On Greg Mankiw
I was Greg Mankiw’s very first dissertation advisee. Soon after he became an assistant professor at Harvard in 1985, he hired me as a research assistant. (In particular, I was an RA for his Brookings Paper “The Term Structure of Interest Rates Revisited.” I also helped a bit with “Assessing Dynamic Efficiency: Theory and Evidence,” with Andrew Abel, Lawrence Summers, and Richard Zeckhauser, and “The Optimal Collection of Seignorage.”) Greg was arriving at Harvard just as I had decided to become a macroeconomist. Then I received my PhD in 1987 and went off to the University of Michigan. So Greg’s period of maximum impact on me was during a two-year period. But that impact has been strong and lasting.
One of the most important impacts of being a student of Greg’s is one that was reinforced by his example and well as what he said: understanding the importance not only of scientific discovery in economics but also of getting economic principles across to a wide audience. Greg has done that with his blockbuster textbooks, his blog, and his New York Times columns. Also, a great deal of his time in government service has been spent in getting economic principles across to government officials in one-on-one tutorials. Greg persuading me of the importance of public engagement had a lot to do with my interest in being a blogger. (Greg’s long-lasting influence was also behind my encouraging my student Noah Smith in becoming a full-time economic journalist.)
As a dissertation adviser, Greg was relatively laissez-faire. He was always calm, encouraging and helpful.
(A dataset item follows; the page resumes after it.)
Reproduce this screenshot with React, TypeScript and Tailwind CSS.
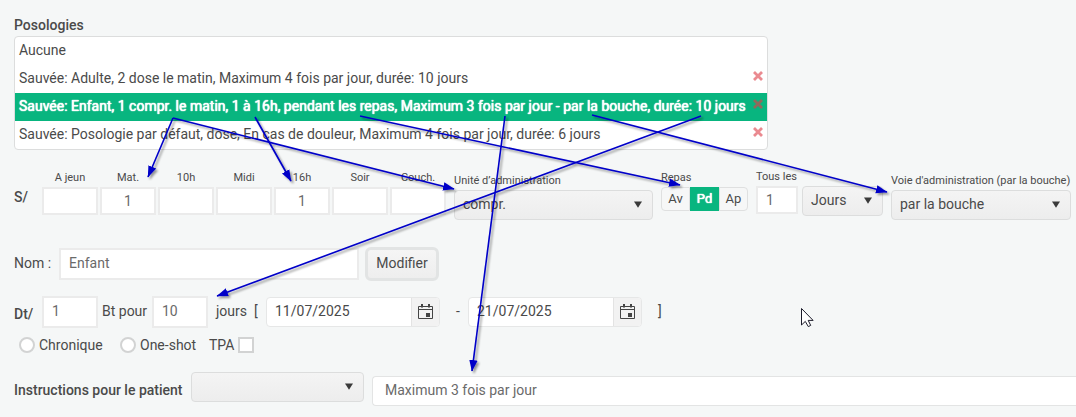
import React, { useId, useState } from "react";

const POSOLOGIES = [
  { text: "Aucune", removable: false },
  { text: "Sauvée: Adulte, 2 dose le matin, Maximum 4 fois par jour, durée: 10 jours", removable: true },
  {
    text: "Sauvée: Enfant, 1 compr. le matin, 1 à 16h, pendant les repas, Maximum 3 fois par jour - par la bouche, durée: 10 jours",
    removable: true,
  },
  {
    text: "Sauvée: Posologie par défaut, dose, En cas de douleur, Maximum 4 fois par jour, durée: 6 jours",
    removable: true,
  },
];

const MOMENTS = [
  { label: "A jeun", value: "" },
  { label: "Mat.", value: "1" },
  { label: "10h", value: "" },
  { label: "Midi", value: "" },
  { label: "16h", value: "1" },
  { label: "Soir", value: "" },
  { label: "Couch.", value: "" },
];

const LINKS = [
  [173, 118, 148, 177],
  [173, 118, 454, 189],
  [255, 117, 291, 181],
  [360, 116, 680, 185],
  [505, 116, 472, 371],
  [592, 115, 887, 192],
  [701, 116, 217, 296],
];

const FIELD =
  "min-w-0 border-2 border-[#ebebeb] bg-white text-sm text-[#6a6a6a] outline-none";
const CAPTION = "block h-5 text-[11px] leading-[22px] whitespace-nowrap";

function Select({ id, label, options, className }: { id: string; label?: string; options: string[]; className: string }) {
  return (
    <div className={`relative h-[30px] ${className}`}>
      <select
        id={id}
        aria-label={label}
        className="h-full w-full appearance-none rounded border border-[#dcdddd] bg-linear-to-b from-[#f4f4f4] to-[#ededed] pr-6 pb-0.5 pl-2 text-sm text-[#4a4a4a] outline-none"
      >
        {options.map((o) => (
          <option key={o}>{o}</option>
        ))}
      </select>
      <svg className="pointer-events-none absolute top-[11px] right-[11px] h-[7px] w-2" viewBox="0 0 8 7" fill="#3a3a3a">
        <path d="M0 0.5h8L4 6.8z" />
      </svg>
    </div>
  );
}

function DateField({ label, value }: { label: string; value: string }) {
  return (
    <div className="flex h-[30px] w-[174px] overflow-hidden rounded border border-[#e6e7e7] bg-white">
      <input
        aria-label={label}
        defaultValue={value}
        className="min-w-0 flex-1 pb-0.5 pl-2 text-sm text-[#4a4a4a] outline-none"
      />
      <button
        type="button"
        aria-label={`Calendrier, ${label}`}
        className="flex w-7 items-center justify-center border-l border-[#e3e3e3] bg-[#f2f2f2]"
      >
        <svg width="15" height="16" viewBox="0 0 15 16" fill="none" stroke="#444">
          <path d="M0.5 2.5h14v12h-14z M0.5 5.5h14" />
          <path d="M4 0v3.5 M11 0v3.5" strokeWidth="2" />
          <path d="M8 9h4v4h-4z" fill="#444" stroke="none" />
        </svg>
      </button>
    </div>
  );
}

function PosologyList() {
  const [selected, setSelected] = useState(2);
  return (
    <ul
      role="listbox"
      aria-label="Posologies"
      className="w-[754px] max-w-full overflow-hidden rounded border border-[#dcdddd] bg-white"
    >
      {POSOLOGIES.map((p, i) => (
        <li
          key={p.text}
          role="option"
          aria-selected={i === selected}
          onClick={() => setSelected(i)}
          className={`flex h-7 items-start justify-between pr-1 pl-1 leading-[26px] whitespace-nowrap ${
            i === selected ? "bg-[#08b57f] text-white [text-shadow:0_0_1px_#fff,0_0_1px_#fff]" : ""
          }`}
        >
          <span>{p.text}</span>
          {p.removable && (
            <button type="button" aria-label="Supprimer" className="pt-1.5">
              <svg width="10" height="10" viewBox="0 0 10 10" className={i === selected ? "stroke-[#8f6a5c]" : "stroke-[#ea8a90]"}>
                <path d="M1 1l8 8M9 1l-8 8" strokeWidth="2.8" />
              </svg>
            </button>
          )}
        </li>
      ))}
    </ul>
  );
}

function Annotations() {
  return (
    <svg className="pointer-events-none absolute top-0 left-0" width="1076" height="417" aria-hidden="true">
      <defs>
        <marker id="head" markerUnits="userSpaceOnUse" markerWidth="12" markerHeight="10" refX="11" refY="5" orient="auto">
          <path d="M0 0.8L11.5 5L0 9.2z" fill="#0000c8" />
        </marker>
        <filter id="shade" filterUnits="userSpaceOnUse" x="0" y="0" width="1076" height="417">
          <feDropShadow dx="2" dy="2" stdDeviation="1.3" floodColor="#000" floodOpacity="0.4" />
        </filter>
      </defs>
      <g filter="url(#shade)" stroke="#0000c8" strokeWidth="1.6">
        {LINKS.map(([x1, y1, x2, y2]) => (
          <line key={`${x1}-${x2}`} x1={x1} y1={y1} x2={x2} y2={y2} markerEnd="url(#head)" />
        ))}
      </g>
      <path
        d="M801.5 308.5v16.5l3.8-3.6 3 5.2 2.4-1.2-2.5-5h4.9z"
        fill="#fff"
        stroke="#1c1c2b"
      />
    </svg>
  );
}

export default function App() {
  const id = useId();
  const [meal, setMeal] = useState("Pd");
  return (
    <main className="relative min-h-screen overflow-hidden bg-[#f5f7f7] pt-[15px] pl-3.5 font-[Roboto,sans-serif] text-sm text-[#4a4a4a]">
      <h1 className="h-[21px] leading-5 font-medium">Posologies</h1>
      <PosologyList />

      <div className="mt-4 flex items-start">
        <span className="w-7 shrink-0 pt-[21px] leading-5 font-medium">S/</span>
        <div className="flex gap-0.5 pt-px">
          {MOMENTS.map((m) => (
            <label key={m.label} className="w-14 text-center">
              <span className={CAPTION}>{m.label}</span>
              <input defaultValue={m.value} className={`${FIELD} block h-7 w-full text-center`} />
            </label>
          ))}
        </div>
        <div className="ml-2 pt-1">
          <label htmlFor={`${id}-unit`} className={CAPTION}>
            Unité d’administration
          </label>
          <Select id={`${id}-unit`} options={["compr.", "dose"]} className="w-[199px]" />
        </div>
        <div className="ml-2 pt-px">
          <span className={CAPTION}>Repas</span>
          <div className="flex">
            {["Av", "Pd", "Ap"].map((v) => (
              <button
                key={v}
                type="button"
                aria-pressed={v === meal}
                onClick={() => setMeal(v)}
                className={`h-6 w-[29px] border text-[13px] leading-5 first:rounded-l-sm last:rounded-r-sm ${
                  v === meal
                    ? "border-[#08b57f] bg-[#08b57f] text-white [text-shadow:0_0_1px_#fff,0_0_1px_#fff]"
                    : "border-[#dfe0e0] bg-[#f6f7f7]"
                }`}
              >
                {v}
              </button>
            ))}
          </div>
        </div>
        <div className="ml-2">
          <label htmlFor={`${id}-every`} className={CAPTION}>
            Tous les
          </label>
          <div className="flex gap-1">
            <input id={`${id}-every`} defaultValue="1" className={`${FIELD} h-7 w-[42px] pl-2`} />
            <Select id={`${id}-period`} label="Période" options={["Jours", "Semaines", "Mois"]} className="w-[81px]" />
          </div>
        </div>
        <div className="ml-2 pt-1">
          <label htmlFor={`${id}-route`} className={CAPTION}>
            Voie d'administration (par la bouche)
          </label>
          <Select id={`${id}-route`} options={["par la bouche"]} className="w-[180px]" />
        </div>
      </div>

      <div className="mt-[27px] flex h-[34px] items-center">
        <label htmlFor={`${id}-name`} className="w-[45px] pb-0.5 whitespace-nowrap">
          Nom :
        </label>
        <input id={`${id}-name`} defaultValue="Enfant" className={`${FIELD} h-8 w-[300px] pb-0.5 pl-2`} />
        <button
          type="button"
          className="ml-1.5 h-[34px] w-[74px] rounded-md border-[3px] border-[#e2e4e4] bg-linear-to-b from-[#f5f5f5] to-[#eeeeee] pb-0.5"
        >
          Modifier
        </button>
      </div>

      <div className="mt-[15px] flex h-8 items-center">
        <label htmlFor={`${id}-dt`} className="w-7 pt-1 font-medium">
          Dt/
        </label>
        <input id={`${id}-dt`} defaultValue="1" className={`${FIELD} h-8 w-14 pb-0.5 pl-2`} />
        <label htmlFor={`${id}-days`} className="ml-1 w-[50px] pb-0.5 whitespace-nowrap">
          Bt pour
        </label>
        <input id={`${id}-days`} defaultValue="10" className={`${FIELD} h-8 w-14 pb-0.5 pl-2`} />
        <span className="w-[46px] pb-0.5 pl-2">jours</span>
        <span className="w-3 pb-0.5">[</span>
        <DateField label="Date de début" value="11/07/2025" />
        <span className="w-7 pb-0.5 pl-4">-</span>
        <DateField label="Date de fin" value="21/07/2025" />
        <span className="pb-0.5 pl-4">]</span>
      </div>

      <div className="mt-2 flex h-[18px] items-center pl-[5px]">
        <label className="flex w-[101px] items-center gap-1">
          <input type="radio" name="mode" className="size-4 appearance-none rounded-full border-2 border-[#d2d3d3] bg-white" />
          Chronique
        </label>
        <label className="flex w-[89px] items-center gap-1">
          <input type="radio" name="mode" className="size-4 appearance-none rounded-full border-2 border-[#d2d3d3] bg-white" />
          One-shot
        </label>
        <label className="flex items-center gap-1">
          TPA
          <input type="checkbox" className="size-4 appearance-none border-2 border-[#d2d3d3] bg-white" />
        </label>
      </div>

      <div className="mt-[18px] flex h-[34px]">
        <label htmlFor={`${id}-instr`} className="w-[177px] shrink-0 pt-2 leading-5 font-medium whitespace-nowrap">
          Instructions pour le patient
        </label>
        <Select id={`${id}-instr`} options={[""]} className="w-[173px] shrink-0" />
        <input
          aria-label="Instructions"
          defaultValue="Maximum 3 fois par jour"
          className="ml-2 h-[30px] min-w-0 flex-1 self-end rounded-l border border-r-0 border-[#e3e4e4] bg-white pb-0.5 pl-3 text-sm text-[#6a6a6a] outline-none"
        />
      </div>

      <Annotations />
    </main>
  );
}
My interest in precautionary saving was stimulated by his paper “Ricardian Consumers with Keynesian Propensities,” with Bob Barsky and Stephen Zeldes. Coauthoring “Precautionary Saving and the Timing of Taxes” with Greg helped me see what good writing in economics looked like. (I am Greg’s coauthor on one other paper: “Optimal Advice for Monetary Policy” with Greg, Susanto Basu and David Weil.) As I worked away on precautionary saving, Greg astutely saw the connection between my efforts to get a precautionary saving motive decreasing in wealth (and a higher marginal propensity to consume) with “Proper Risk Aversion” by John Pratt and Richard Zeckhauser, which not only helped me greatly with my research on the theory of precautionary saving but expanded my interests to the economics of risk much more broadly.
Greg’s influence on me continued after I graduated and left Harvard. For example, Greg’s paper “Government Purchases and Real Interest Rates” had a big effect on what I teach in my PhD field course on business cycle theory. (You can see where that went in my already lengthy, but unfinished graduate textbook on business cycle theory. See also my course website on graduate business cycle theory.)
Greg’s politics have been of continuing interest to me. It is quite a kick to see one’s adviser regularly showing up in the newspaper, in the news pages as well as the op-ed pages. In the political arena, people lean toward being ungrateful about the political competition that keeps our system healthy—half-wishing for their party to be the only party in a one-party system—but it is of the utmost importance for us to have two healthy political parties with top-notch economists on both sides of the political spectrum. As long as the Republican party remained reasonably healthy, Greg was one of those top-notch economists on the Republican side. Then, in a blog post on October 28, 2019, Greg announced “I am no longer a Republican.” That, too, was valuable for our political system.
Greg was generous in advertising my new blog back in 2012. I have enjoyed talking to him at conferences and when I have given seminars at Harvard or when he came to Michigan. (Greg hasn’t yet visited the University of Colorado Boulder since I moved there in 2016.)
Let me end with one factoid. At the University of Michigan, we posed to ourselves the question “Who has coauthored the most papers with University of Michigan economics faculty?” The answer: Greg Mankiw. Greg is prolific and a great coauthor. Greg cares deeply about economic issues and loves economics—a love that is infectious.